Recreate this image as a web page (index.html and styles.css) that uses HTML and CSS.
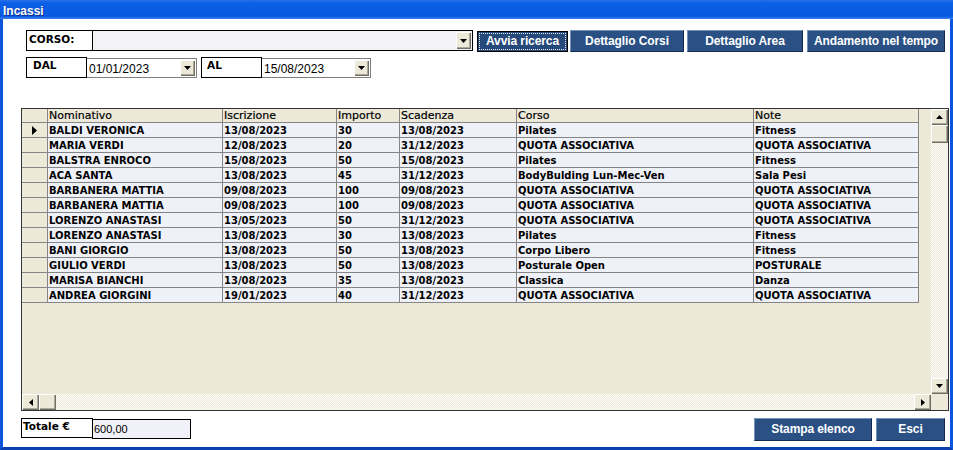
FILE: index.html
```html
<!DOCTYPE html>
<html>
<head>
<meta charset="utf-8">
<title>Incassi</title>
<link rel="stylesheet" href="styles.css">
</head>
<body>
<div class="window">
  <div class="titlebar">Incassi</div>
  <div class="client">
    <div class="row1">
      <div class="label label-corso">CORSO:</div>
      <div class="combo combo-corso">
        <span class="combo-text"></span>
        <span class="dd"><svg width="7" height="4" viewBox="0 0 7 4"><polygon points="0,0 7,0 3.5,4" fill="#000"/></svg></span>
      </div>
      <button class="btn btn-primary w-avvia"><span class="focus">Avvia ricerca</span></button>
      <button class="btn w-corsi">Dettaglio Corsi</button>
      <button class="btn w-area">Dettaglio Area</button>
      <button class="btn w-andamento">Andamento nel tempo</button>
    </div>
    <div class="row2">
      <div class="label label-dal">DAL</div>
      <div class="combo combo-date w-dal">
        <span class="combo-text">01/01/2023</span>
        <span class="dd"><svg width="7" height="4" viewBox="0 0 7 4"><polygon points="0,0 7,0 3.5,4" fill="#000"/></svg></span>
      </div>
      <div class="label label-al">AL</div>
      <div class="combo combo-date w-al">
        <span class="combo-text">15/08/2023</span>
        <span class="dd"><svg width="7" height="4" viewBox="0 0 7 4"><polygon points="0,0 7,0 3.5,4" fill="#000"/></svg></span>
      </div>
    </div>

    <div class="grid">
      <div class="table">
        <div class="tr head">
          <div class="td c0"></div>
          <div class="td c1">Nominativo</div>
          <div class="td c2">Iscrizione</div>
          <div class="td c3">Importo</div>
          <div class="td c4">Scadenza</div>
          <div class="td c5">Corso</div>
          <div class="td c6">Note</div>
        </div>
        <div class="tr">
          <div class="td c0"><svg class="cur" width="5" height="9" viewBox="0 0 5 9"><polygon points="0,0 5,4.5 0,9" fill="#000"/></svg></div>
          <div class="td c1">BALDI VERONICA</div><div class="td c2">13/08/2023</div><div class="td c3">30</div><div class="td c4">13/08/2023</div><div class="td c5">Pilates</div><div class="td c6">Fitness</div>
        </div>
        <div class="tr">
          <div class="td c0"></div>
          <div class="td c1">MARIA VERDI</div><div class="td c2">12/08/2023</div><div class="td c3">20</div><div class="td c4">31/12/2023</div><div class="td c5">QUOTA ASSOCIATIVA</div><div class="td c6">QUOTA ASSOCIATIVA</div>
        </div>
        <div class="tr">
          <div class="td c0"></div>
          <div class="td c1">BALSTRA ENROCO</div><div class="td c2">15/08/2023</div><div class="td c3">50</div><div class="td c4">15/08/2023</div><div class="td c5">Pilates</div><div class="td c6">Fitness</div>
        </div>
        <div class="tr">
          <div class="td c0"></div>
          <div class="td c1">ACA SANTA</div><div class="td c2">13/08/2023</div><div class="td c3">45</div><div class="td c4">31/12/2023</div><div class="td c5">BodyBulding Lun-Mec-Ven</div><div class="td c6">Sala Pesi</div>
        </div>
        <div class="tr">
          <div class="td c0"></div>
          <div class="td c1">BARBANERA MATTIA</div><div class="td c2">09/08/2023</div><div class="td c3">100</div><div class="td c4">09/08/2023</div><div class="td c5">QUOTA ASSOCIATIVA</div><div class="td c6">QUOTA ASSOCIATIVA</div>
        </div>
        <div class="tr">
          <div class="td c0"></div>
          <div class="td c1">BARBANERA MATTIA</div><div class="td c2">09/08/2023</div><div class="td c3">100</div><div class="td c4">09/08/2023</div><div class="td c5">QUOTA ASSOCIATIVA</div><div class="td c6">QUOTA ASSOCIATIVA</div>
        </div>
        <div class="tr">
          <div class="td c0"></div>
          <div class="td c1">LORENZO ANASTASI</div><div class="td c2">13/05/2023</div><div class="td c3">50</div><div class="td c4">31/12/2023</div><div class="td c5">QUOTA ASSOCIATIVA</div><div class="td c6">QUOTA ASSOCIATIVA</div>
        </div>
        <div class="tr">
          <div class="td c0"></div>
          <div class="td c1">LORENZO ANASTASI</div><div class="td c2">13/08/2023</div><div class="td c3">30</div><div class="td c4">13/08/2023</div><div class="td c5">Pilates</div><div class="td c6">Fitness</div>
        </div>
        <div class="tr">
          <div class="td c0"></div>
          <div class="td c1">BANI GIORGIO</div><div class="td c2">13/08/2023</div><div class="td c3">50</div><div class="td c4">13/08/2023</div><div class="td c5">Corpo Libero</div><div class="td c6">Fitness</div>
        </div>
        <div class="tr">
          <div class="td c0"></div>
          <div class="td c1">GIULIO VERDI</div><div class="td c2">13/08/2023</div><div class="td c3">50</div><div class="td c4">13/08/2023</div><div class="td c5">Posturale Open</div><div class="td c6">POSTURALE</div>
        </div>
        <div class="tr">
          <div class="td c0"></div>
          <div class="td c1">MARISA BIANCHI</div><div class="td c2">13/08/2023</div><div class="td c3">35</div><div class="td c4">13/08/2023</div><div class="td c5">Classica</div><div class="td c6">Danza</div>
        </div>
        <div class="tr">
          <div class="td c0"></div>
          <div class="td c1">ANDREA GIORGINI</div><div class="td c2">19/01/2023</div><div class="td c3">40</div><div class="td c4">31/12/2023</div><div class="td c5">QUOTA ASSOCIATIVA</div><div class="td c6">QUOTA ASSOCIATIVA</div>
        </div>
      </div>

      <div class="vscroll">
        <div class="sbtn"><svg width="7" height="4" viewBox="0 0 7 4"><polygon points="0,4 7,4 3.5,0" fill="#000"/></svg></div>
        <div class="sbtn vthumb"></div>
        <div class="track"></div>
        <div class="sbtn"><svg width="7" height="4" viewBox="0 0 7 4"><polygon points="0,0 7,0 3.5,4" fill="#000"/></svg></div>
      </div>
      <div class="hscroll">
        <div class="sbtn hb"><svg width="4" height="7" viewBox="0 0 4 7"><polygon points="4,0 4,7 0,3.5" fill="#000"/></svg></div>
        <div class="sbtn hb"></div>
        <div class="track"></div>
        <div class="sbtn hb"><svg width="4" height="7" viewBox="0 0 4 7"><polygon points="0,0 0,7 4,3.5" fill="#000"/></svg></div>
      </div>
      <div class="corner"></div>
    </div>

    <div class="footer">
      <div class="totale">
        <div class="label label-tot">Totale €</div>
        <div class="tot-value">600,00</div>
      </div>
      <div class="footer-btns">
        <button class="btn w-stampa">Stampa elenco</button>
        <button class="btn w-esci">Esci</button>
      </div>
    </div>
  </div>
</div>
</body>
</html>
```
FILE: styles.css
```css
* { box-sizing: border-box; }
html, body { margin: 0; padding: 0; }
body {
  width: 953px;
  height: 450px;
  overflow: hidden;
  background: #fff;
  font-family: "DejaVu Sans", sans-serif;
}
.window {
  width: 953px;
  height: 450px;
  display: flex;
  flex-direction: column;
}
.titlebar {
  flex: none;
  height: 19px;
  padding: 5px 0 0 3px;
  background: linear-gradient(#2a72ea 0%, #0b5ee6 15%, #0a5ce4 60%, #0756df 85%, #3f86ef 100%);
  color: #fff;
  font: bold 12px/12px "Liberation Sans", sans-serif;
  text-shadow: 1px 1px #0b2f8f;
}
.client {
  flex: 1;
  display: flex;
  flex-direction: column;
  background: #fff;
  border-left: 3px solid #0b56dc;
  border-right: 3px solid #0b56dc;
  border-bottom: 3px solid #0a3fb0;
  padding: 11px 0 0 18px;
}

/* row 1 */
.row1 {
  display: flex;
  align-items: flex-start;
  height: 22px;
  margin-left: 5px;
}
.label {
  flex: none;
  background: #fff;
  border: 1px solid #000;
  color: #000;
  font: bold 10.5px/12px "DejaVu Sans", sans-serif;
}
.label-corso { width: 67px; height: 21px; padding: 2px 0 0 2px; }
.combo {
  flex: none;
  display: flex;
  align-items: flex-start;
  justify-content: space-between;
  border: 1px solid #000;
  border-left: none;
}
.combo-corso { width: 380px; height: 21px; background: #f3f3f7; }
.dd {
  flex: none;
  width: 15px;
  height: 17px;
  margin: 1px 1px 0 0;
  background: #ece9d8;
  box-shadow: inset 1px 1px #fff, inset -1px -1px #716f64, inset -2px -2px #aca899;
  display: flex;
  align-items: center;
  justify-content: center;
}
.btn {
  flex: none;
  height: 22px;
  margin: 0;
  padding: 0;
  background: #2a5084;
  border: 1px solid;
  border-color: #7291bb #13284a #13284a #7291bb;
  color: #fff;
  font: bold 12px/18px "Liberation Sans", sans-serif;
  letter-spacing: -0.1px;
  text-align: center;
}
.btn-primary {
  height: 21px;
  margin-top: 1px;
  padding: 1px;
  border: 1px solid #000;
  background: #25497b;
}
.focus {
  display: block;
  height: 17px;
  border: 1px dotted #e8ecf4;
  line-height: 15px;
}
.w-avvia { width: 91px; margin-left: 4px; }
.w-corsi { width: 114px; margin-left: 2px; }
.w-area { width: 116px; margin-left: 3px; }
.w-andamento { width: 138px; margin-left: 4px; }

/* row 2 */
.row2 {
  display: flex;
  align-items: flex-start;
  margin: 5px 0 0 5px;
  height: 21px;
}
.label-dal { width: 61px; height: 21px; padding: 1px 0 0 6px; }
.label-al { width: 61px; height: 21px; padding: 1px 0 0 5px; margin-left: 4px; }
.combo-date {
  height: 20px;
  margin-top: 1px;
  background: #fff;
  border-color: #7f7f7f;
}
.w-dal { width: 110px; }
.w-al { width: 109px; }
.combo-text {
  padding: 2px 0 0 2px;
  font: 12px/16px "Liberation Sans", sans-serif;
  color: #000;
}
.combo-date .dd { height: 16px; }

/* grid */
.grid {
  flex: none;
  margin-top: 30px;
  width: 928px;
  height: 303px;
  border: 1px solid #333;
  background: #ece9d8;
  display: grid;
  grid-template-columns: 909px 17px;
  grid-template-rows: 285px 16px;
}
.table {
  overflow: hidden;
  background: #ece9d8;
}
.tr { display: flex; }
.td {
  flex: none;
  height: 15px;
  padding: 1px 0 0 1px;
  border-right: 1px solid #858585;
  border-bottom: 1px solid #858585;
  background: #eff1f8;
  color: #000;
  font: bold 10px/13px "DejaVu Sans", sans-serif;
  white-space: nowrap;
  overflow: hidden;
}
.head .td {
  height: 14px;
  padding-top: 1px;
  background: #ece9d8;
  font: 11px/12px "DejaVu Sans", sans-serif;
  -webkit-text-stroke: 0.2px #000;
}
.td.c0 {
  background: #ece9d8;
  display: flex;
  align-items: center;
  padding: 0 0 0 10px;
}
.c0 { width: 26px; }
.c1 { width: 175px; }
.c2 { width: 114px; }
.c3 { width: 63px; }
.c4 { width: 117px; }
.c5 { width: 237px; }
.c6 { width: 165px; }

.track {
  flex: 1;
  background: repeating-conic-gradient(#ece9d8 0 25%, #fdfdfb 0 50%) 0 0 / 2px 2px;
}
.vscroll {
  display: flex;
  flex-direction: column;
}
.hscroll {
  display: flex;
}
.sbtn {
  flex: none;
  width: 17px;
  height: 16px;
  background: #ece9d8;
  box-shadow: inset 1px 1px #fff, inset -1px -1px #716f64, inset -2px -2px #aca899;
  display: flex;
  align-items: center;
  justify-content: center;
}
.vthumb { height: 18px; }
.corner { background: #ece9d8; }

/* footer */
.footer {
  display: flex;
  justify-content: space-between;
  align-items: flex-start;
  margin-top: 7px;
  padding-right: 5px;
}
.totale { display: flex; align-items: flex-start; }
.label-tot { width: 72px; height: 20px; padding: 1px 0 0 1px; }
.tot-value {
  width: 99px;
  height: 20px;
  margin: 1px 0 0 -1px;
  border: 1px solid #000;
  background: #f1f1f9;
  padding: 2px 0 0 1px;
  font: 11px/15px "Liberation Sans", sans-serif;
  color: #000;
}
.footer-btns { display: flex; }
.w-stampa { width: 118px; height: 23px; line-height: 19px; }
.w-esci { width: 69px; height: 23px; line-height: 19px; margin-left: 4px; }
```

##########

**What you should do:**
Copy out every line holding the string "index".

**Response to the exercise:**
Recreate this image as a web page (index.html and styles.css) that uses HTML and CSS.
FILE: index.html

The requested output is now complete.